The bangs should feel controlled but not glued down. That’s the trap with formal styles. Too much hold turns the front into a helmet, and nobody wants that. A little movement makes the whole thing feel more expensive.
I’d pick this style for outfits with clean necklines and simple earrings. It already has enough going on.
24. Festival Knots with Gem Accents and Fringe
This one is pure fun, and it should be. The knots can be medium-sized or small, the bangs can stay piecey, and the gem accents give the style a little flash without weighing it down. Stick-on jewels, tiny cuffs, or a few sparkly pins all work.
The fringe should stay loose enough to balance the shine. If the bangs are too perfect, the gems start looking like they’re trying to rescue a boring style. Let the front have some texture. That’s what makes the accents look intentional.
I’d place the gems near the part line or around the base of a few knots, not everywhere. Small clusters read better than random scatter. Too many pieces and the hair starts looking busy from a distance.
This is one of the most playful Bantu knot half up styles with bangs, and it’s the easiest way to make the look feel event-ready without changing the core shape.
25. Statement High Crown with Side-Swept Bangs
If you want the most dramatic version, this is the one. The knots sit high and proud at the crown, which gives the head shape and height, while the bangs sweep hard to one side and soften the front line. It has enough movement to feel lively, but enough structure to hold attention.
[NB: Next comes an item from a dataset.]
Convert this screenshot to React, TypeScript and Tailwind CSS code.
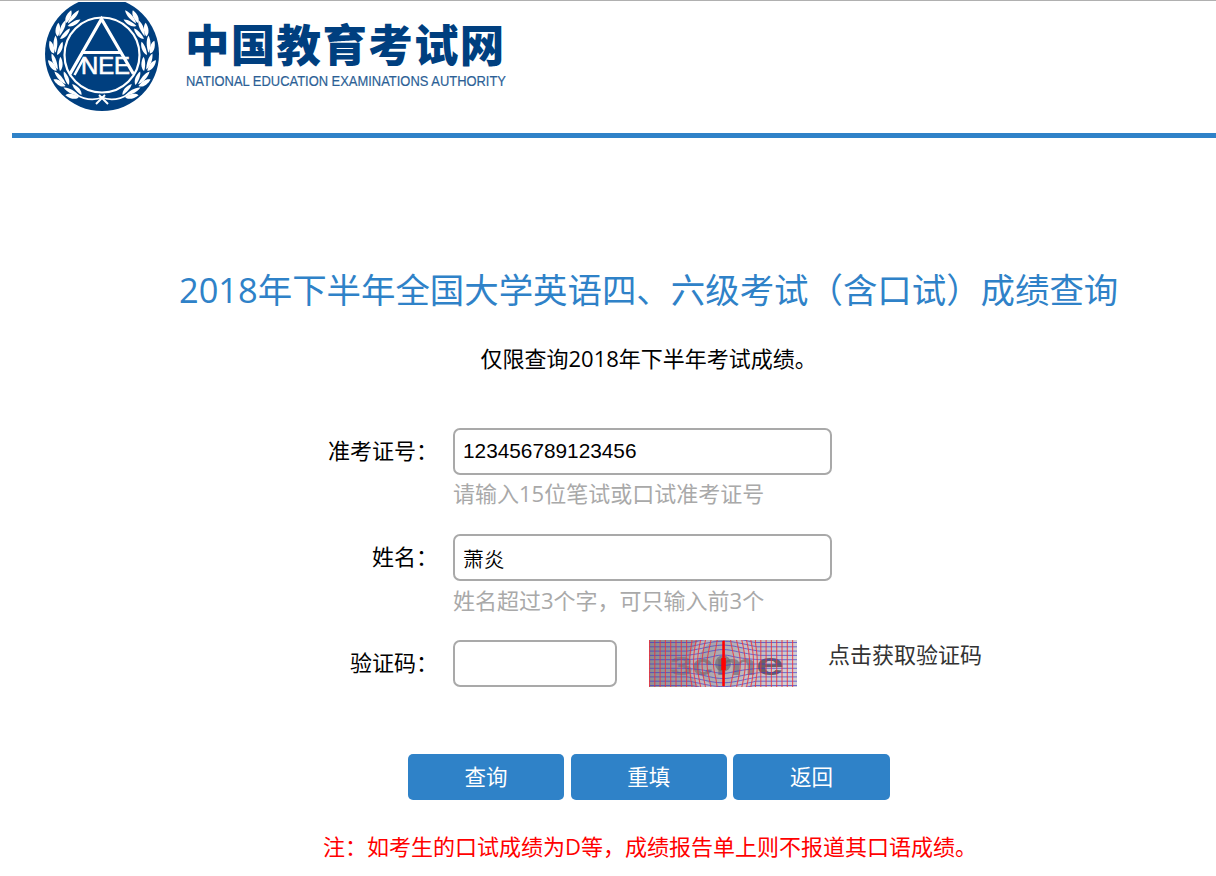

The side-swept bang is doing the balancing act here. A tall crown can make the face look shorter if the front stays too blunt, so the diagonal sweep fixes that. Keep the bangs long enough to brush the temple and cheekbone. Short bangs make this style lose its length, which is half the appeal.
This is the version I’d reach for when I want the style to feel finished and a little bold. Not flashy. Just assured. The crown says one thing, the bangs say another, and the whole look works because those two ideas meet in the middle.
A style like this doesn’t need much else. Maybe a clean part, maybe a little shine, and that’s about it.